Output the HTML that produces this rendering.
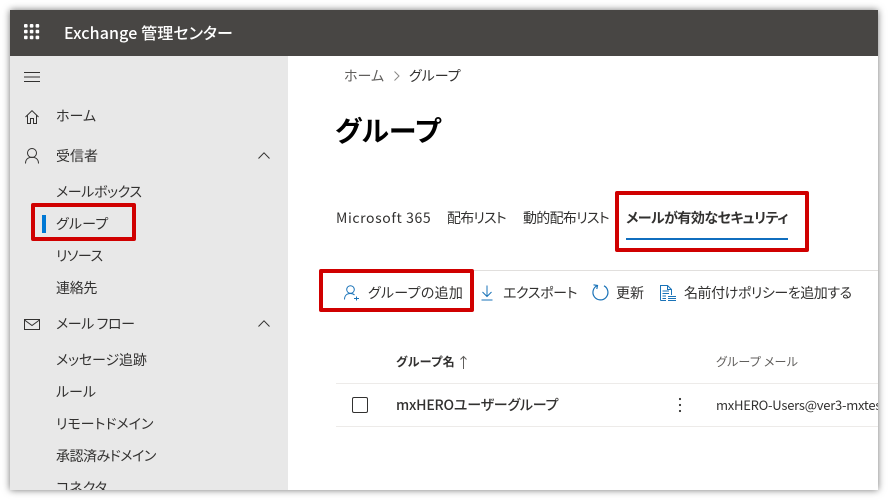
<!DOCTYPE html>
<html lang="ja"><head><meta charset="utf-8"><style>
html,body{margin:0;padding:0;background:#fff}
body{width:888px;height:500px;position:relative;overflow:hidden;font-family:"Noto Sans CJK JP","Liberation Sans",sans-serif;color:#323130}
#w{position:absolute;left:10px;top:10px;width:868px;height:480px;background:#fff;overflow:hidden;box-shadow:0 0 7px rgba(0,0,0,.55)}
.a{position:absolute;white-space:nowrap;font-size:14px;line-height:20px;font-feature-settings:"palt";margin-top:1px}
.b{position:absolute}
svg{position:absolute;overflow:visible;fill:none}
.r{position:absolute;border:4px solid #d00000;border-radius:2px;box-sizing:border-box}
</style></head><body>
<div id="w"></div>
<div class="b" style="left:10px;top:10px;width:868px;height:46px;background:#484644"></div>
<div class="b" style="left:10px;top:56px;width:278px;height:434px;background:#e8e8e8;overflow:hidden" id="s">
<div class="a" style="left:46px;top:421px">コネクタ</div>
</div>
<svg style="left:24px;top:24px" width="16" height="16"><g fill="#fff"><rect width="3.600" height="3.600" rx="1"/><rect x="5.800" width="3.600" height="3.600" rx="1"/><rect x="11.600" width="3.600" height="3.600" rx="1"/><rect y="5.800" width="3.600" height="3.600" rx="1"/><rect x="5.800" y="5.800" width="3.600" height="3.600" rx="1"/><rect x="11.600" y="5.800" width="3.600" height="3.600" rx="1"/><rect y="11.600" width="3.600" height="3.600" rx="1"/><rect x="5.800" y="11.600" width="3.600" height="3.600" rx="1"/><rect x="11.600" y="11.600" width="3.600" height="3.600" rx="1"/></g></svg>
<div class="a" style="left:64px;top:21px;color:#fff;font-size:16px;font-weight:500;letter-spacing:.12px">Exchange 管理センター</div>
<svg style="left:24px;top:72px" width="16" height="10" stroke="#323130"><path d="M0 .5H16M0 5H16M0 9.500H16"/></svg>
<svg style="left:25px;top:110px" width="14" height="14" stroke="#323130"><path d="M.5 7L7 .7 13.500 7M2.500 5.500V13.500H5.500V8.500H8.500V13.500H11.500V5.500"/></svg>
<div class="a" style="left:56px;top:105px">ホーム</div>
<svg style="left:25px;top:148px" width="14" height="16" stroke="#323130"><circle cx="7" cy="5" r="4.500"/><path d="M.5 15.500C.5 11.500 3 9.200 7 9.200S13.500 11.500 13.500 15.500"/></svg>
<div class="a" style="left:56px;top:145px">受信者</div>
<svg style="left:258px;top:152px" width="12" height="7" stroke="#323130"><path d="M.5 6.500L6 .8 11.500 6.500"/></svg>
<div class="a" style="left:56px;top:181px;letter-spacing:-.4px">メールボックス</div>
<div class="b" style="left:42px;top:215px;width:4px;height:18px;background:#0078d4"></div>
<div class="a" style="left:56px;top:213px;letter-spacing:.2px">グループ</div>
<div class="r" style="left:31px;top:203px;width:105px;height:38px"></div>
<div class="a" style="left:56px;top:245px;letter-spacing:-.5px">リソース</div>
<div class="a" style="left:56px;top:277px;letter-spacing:-.3px">連絡先</div>
<svg style="left:24px;top:319px" width="16" height="11" stroke="#323130"><rect x=".5" y=".5" width="15" height="10"/><path d="M.5 1L8 6.500 15.500 1"/></svg>
<div class="a" style="left:56px;top:313px;letter-spacing:-.4px">メール フロー</div>
<svg style="left:258px;top:320px" width="12" height="7" stroke="#323130"><path d="M.5 6.500L6 .8 11.500 6.500"/></svg>
<div class="a" style="left:56px;top:349px;letter-spacing:-.15px">メッセージ追跡</div>
<div class="a" style="left:56px;top:381px">ルール</div>
<div class="a" style="left:56px;top:413px">リモートドメイン</div>
<div class="a" style="left:56px;top:445px;letter-spacing:-.5px">承認済みドメイン</div>

<div class="a" style="left:344px;top:65px;color:#605e5c">ホーム</div>
<svg style="left:394px;top:71px" width="6" height="10" stroke="#8a8886"><path d="M.5 .5L5 5 .5 9.500"/></svg>
<div class="a" style="left:409px;top:65px">グループ</div>
<div class="a" style="left:335px;top:111px;font-size:28px;line-height:36px;font-weight:700;color:#000;letter-spacing:.2px">グループ</div>

<div class="a" style="left:336px;top:207px;letter-spacing:.6px">Microsoft 365</div>
<div class="a" style="left:447px;top:207px;letter-spacing:-.8px">配布リスト</div>
<div class="a" style="left:523px;top:207px;letter-spacing:-.7px">動的配布リスト</div>
<div class="a" style="left:626px;top:207px;font-weight:700;letter-spacing:-.55px">メールが有効なセキュリティ</div>
<div class="b" style="left:626px;top:238px;width:162px;height:2px;background:#106ebe"></div>
<div class="r" style="left:615px;top:191px;width:194px;height:61px"></div>
<div class="b" style="left:474px;top:270px;width:404px;height:1px;background:#e1dfdd"></div>

<svg style="left:344px;top:285px" width="16" height="16" stroke="#1a73b8"><circle cx="6.500" cy="4.500" r="3.800"/><path d="M.5 14.500C.5 10.500 3 8.500 6.500 8.500 8 8.500 9.500 9 10.500 10M10 13.500H15M12.500 11.500V15.500"/></svg>
<div class="a" style="left:368px;top:282px;letter-spacing:.3px">グループの追加</div>
<div class="r" style="left:319px;top:269px;width:155px;height:43px"></div>
<svg style="left:481px;top:285px" width="12" height="16" stroke="#1a73b8"><path d="M6 .5V11.500M1.500 7L6 11.500 10.500 7M.5 15H11.500"/></svg>
<div class="a" style="left:503px;top:282px;letter-spacing:-.35px">エクスポート</div>
<svg style="left:592px;top:284px" width="17" height="17" stroke="#1a73b8" stroke-width="1.200"><path d="M5.500 1.500A7.500 7.500 0 1 0 12 1.800M1.500 .8L5.500 1.500 4.800 5"/></svg>
<div class="a" style="left:616px;top:282px">更新</div>
<svg style="left:660px;top:285px" width="17" height="16" stroke="#1a73b8"><path d="M.5 15.500V.5H7.500L11.500 4.500V10M7.500 .5V4.500H11.500M2.500 6H9M2.500 8.500H9M2.500 11H6M2.500 13.500H6M.5 15.500H6M8 11.500H16M8 13.500H16M8 15.500H16"/></svg>
<div class="a" style="left:684px;top:282px;letter-spacing:-.45px">名前付けポリシーを追加する</div>

<div class="a" style="left:396px;top:351px;font-size:12px;font-weight:700;letter-spacing:.4px">グループ名</div>
<svg style="left:460px;top:356px" width="7" height="13" stroke="#605e5c"><path d="M3.500 13V.5M.5 3.500L3.500 .5 6.500 3.500"/></svg>
<div class="a" style="left:716px;top:351px;font-size:12px;color:#605e5c;letter-spacing:.2px">グループ メール</div>
<div class="b" style="left:336px;top:383px;width:542px;height:1px;background:#edebe9"></div>
<div class="b" style="left:336px;top:426px;width:542px;height:1px;background:#edebe9"></div>
<div class="b" style="left:352px;top:397px;width:16px;height:16px;box-sizing:border-box;border:1px solid #323130;border-radius:2px"></div>
<div class="a" style="left:396px;top:394px;font-weight:500;letter-spacing:-.2px">mxHEROユーザーグループ</div>
<svg style="left:678px;top:397px" width="4" height="16"><g fill="#323130"><circle cx="2" cy="2" r="1.100"/><circle cx="2" cy="8" r="1.100"/><circle cx="2" cy="14" r="1.100"/></g></svg>
<div class="b" style="left:716px;top:394px;width:162px;height:22px;overflow:hidden"><div class="a" style="left:0;top:0;font-size:13px;letter-spacing:-.25px">mxHERO-Users@ver3-mxtest</div></div>
</body></html>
----
**DIRECTION**
Copy the data character for character, but drop all pictures from the copy.

**OUTPUT**
Output the HTML that produces this rendering.
<!DOCTYPE html>
<html lang="ja"><head><meta charset="utf-8"><style>
html,body{margin:0;padding:0;background:#fff}
body{width:888px;height:500px;position:relative;overflow:hidden;font-family:"Noto Sans CJK JP","Liberation Sans",sans-serif;color:#323130}
#w{position:absolute;left:10px;top:10px;width:868px;height:480px;background:#fff;overflow:hidden;box-shadow:0 0 7px rgba(0,0,0,.55)}
.a{position:absolute;white-space:nowrap;font-size:14px;line-height:20px;font-feature-settings:"palt";margin-top:1px}
.b{position:absolute}
svg{position:absolute;overflow:visible;fill:none}
.r{position:absolute;border:4px solid #d00000;border-radius:2px;box-sizing:border-box}
</style></head><body>
<div id="w"></div>
<div class="b" style="left:10px;top:10px;width:868px;height:46px;background:#484644"></div>
<div class="b" style="left:10px;top:56px;width:278px;height:434px;background:#e8e8e8;overflow:hidden" id="s">
<div class="a" style="left:46px;top:421px">コネクタ</div>
</div>
<svg style="left:24px;top:24px" width="16" height="16"><g fill="#fff"><rect width="3.600" height="3.600" rx="1"/><rect x="5.800" width="3.600" height="3.600" rx="1"/><rect x="11.600" width="3.600" height="3.600" rx="1"/><rect y="5.800" width="3.600" height="3.600" rx="1"/><rect x="5.800" y="5.800" width="3.600" height="3.600" rx="1"/><rect x="11.600" y="5.800" width="3.600" height="3.600" rx="1"/><rect y="11.600" width="3.600" height="3.600" rx="1"/><rect x="5.800" y="11.600" width="3.600" height="3.600" rx="1"/><rect x="11.600" y="11.600" width="3.600" height="3.600" rx="1"/></g></svg>
<div class="a" style="left:64px;top:21px;color:#fff;font-size:16px;font-weight:500;letter-spacing:.12px">Exchange 管理センター</div>
<svg style="left:24px;top:72px" width="16" height="10" stroke="#323130"><path d="M0 .5H16M0 5H16M0 9.500H16"/></svg>
<svg style="left:25px;top:110px" width="14" height="14" stroke="#323130"><path d="M.5 7L7 .7 13.500 7M2.500 5.500V13.500H5.500V8.500H8.500V13.500H11.500V5.500"/></svg>
<div class="a" style="left:56px;top:105px">ホーム</div>
<svg style="left:25px;top:148px" width="14" height="16" stroke="#323130"><circle cx="7" cy="5" r="4.500"/><path d="M.5 15.500C.5 11.500 3 9.200 7 9.200S13.500 11.500 13.500 15.500"/></svg>
<div class="a" style="left:56px;top:145px">受信者</div>
<svg style="left:258px;top:152px" width="12" height="7" stroke="#323130"><path d="M.5 6.500L6 .8 11.500 6.500"/></svg>
<div class="a" style="left:56px;top:181px;letter-spacing:-.4px">メールボックス</div>
<div class="b" style="left:42px;top:215px;width:4px;height:18px;background:#0078d4"></div>
<div class="a" style="left:56px;top:213px;letter-spacing:.2px">グループ</div>
<div class="r" style="left:31px;top:203px;width:105px;height:38px"></div>
<div class="a" style="left:56px;top:245px;letter-spacing:-.5px">リソース</div>
<div class="a" style="left:56px;top:277px;letter-spacing:-.3px">連絡先</div>
<svg style="left:24px;top:319px" width="16" height="11" stroke="#323130"><rect x=".5" y=".5" width="15" height="10"/><path d="M.5 1L8 6.500 15.500 1"/></svg>
<div class="a" style="left:56px;top:313px;letter-spacing:-.4px">メール フロー</div>
<svg style="left:258px;top:320px" width="12" height="7" stroke="#323130"><path d="M.5 6.500L6 .8 11.500 6.500"/></svg>
<div class="a" style="left:56px;top:349px;letter-spacing:-.15px">メッセージ追跡</div>
<div class="a" style="left:56px;top:381px">ルール</div>
<div class="a" style="left:56px;top:413px">リモートドメイン</div>
<div class="a" style="left:56px;top:445px;letter-spacing:-.5px">承認済みドメイン</div>

<div class="a" style="left:344px;top:65px;color:#605e5c">ホーム</div>
<svg style="left:394px;top:71px" width="6" height="10" stroke="#8a8886"><path d="M.5 .5L5 5 .5 9.500"/></svg>
<div class="a" style="left:409px;top:65px">グループ</div>
<div class="a" style="left:335px;top:111px;font-size:28px;line-height:36px;font-weight:700;color:#000;letter-spacing:.2px">グループ</div>

<div class="a" style="left:336px;top:207px;letter-spacing:.6px">Microsoft 365</div>
<div class="a" style="left:447px;top:207px;letter-spacing:-.8px">配布リスト</div>
<div class="a" style="left:523px;top:207px;letter-spacing:-.7px">動的配布リスト</div>
<div class="a" style="left:626px;top:207px;font-weight:700;letter-spacing:-.55px">メールが有効なセキュリティ</div>
<div class="b" style="left:626px;top:238px;width:162px;height:2px;background:#106ebe"></div>
<div class="r" style="left:615px;top:191px;width:194px;height:61px"></div>
<div class="b" style="left:474px;top:270px;width:404px;height:1px;background:#e1dfdd"></div>

<svg style="left:344px;top:285px" width="16" height="16" stroke="#1a73b8"><circle cx="6.500" cy="4.500" r="3.800"/><path d="M.5 14.500C.5 10.500 3 8.500 6.500 8.500 8 8.500 9.500 9 10.500 10M10 13.500H15M12.500 11.500V15.500"/></svg>
<div class="a" style="left:368px;top:282px;letter-spacing:.3px">グループの追加</div>
<div class="r" style="left:319px;top:269px;width:155px;height:43px"></div>
<svg style="left:481px;top:285px" width="12" height="16" stroke="#1a73b8"><path d="M6 .5V11.500M1.500 7L6 11.500 10.500 7M.5 15H11.500"/></svg>
<div class="a" style="left:503px;top:282px;letter-spacing:-.35px">エクスポート</div>
<svg style="left:592px;top:284px" width="17" height="17" stroke="#1a73b8" stroke-width="1.200"><path d="M5.500 1.500A7.500 7.500 0 1 0 12 1.800M1.500 .8L5.500 1.500 4.800 5"/></svg>
<div class="a" style="left:616px;top:282px">更新</div>
<svg style="left:660px;top:285px" width="17" height="16" stroke="#1a73b8"><path d="M.5 15.500V.5H7.500L11.500 4.500V10M7.500 .5V4.500H11.500M2.500 6H9M2.500 8.500H9M2.500 11H6M2.500 13.500H6M.5 15.500H6M8 11.500H16M8 13.500H16M8 15.500H16"/></svg>
<div class="a" style="left:684px;top:282px;letter-spacing:-.45px">名前付けポリシーを追加する</div>

<div class="a" style="left:396px;top:351px;font-size:12px;font-weight:700;letter-spacing:.4px">グループ名</div>
<svg style="left:460px;top:356px" width="7" height="13" stroke="#605e5c"><path d="M3.500 13V.5M.5 3.500L3.500 .5 6.500 3.500"/></svg>
<div class="a" style="left:716px;top:351px;font-size:12px;color:#605e5c;letter-spacing:.2px">グループ メール</div>
<div class="b" style="left:336px;top:383px;width:542px;height:1px;background:#edebe9"></div>
<div class="b" style="left:336px;top:426px;width:542px;height:1px;background:#edebe9"></div>
<div class="b" style="left:352px;top:397px;width:16px;height:16px;box-sizing:border-box;border:1px solid #323130;border-radius:2px"></div>
<div class="a" style="left:396px;top:394px;font-weight:500;letter-spacing:-.2px">mxHEROユーザーグループ</div>
<svg style="left:678px;top:397px" width="4" height="16"><g fill="#323130"><circle cx="2" cy="2" r="1.100"/><circle cx="2" cy="8" r="1.100"/><circle cx="2" cy="14" r="1.100"/></g></svg>
<div class="b" style="left:716px;top:394px;width:162px;height:22px;overflow:hidden"><div class="a" style="left:0;top:0;font-size:13px;letter-spacing:-.25px">mxHERO-Users@ver3-mxtest</div></div>
</body></html>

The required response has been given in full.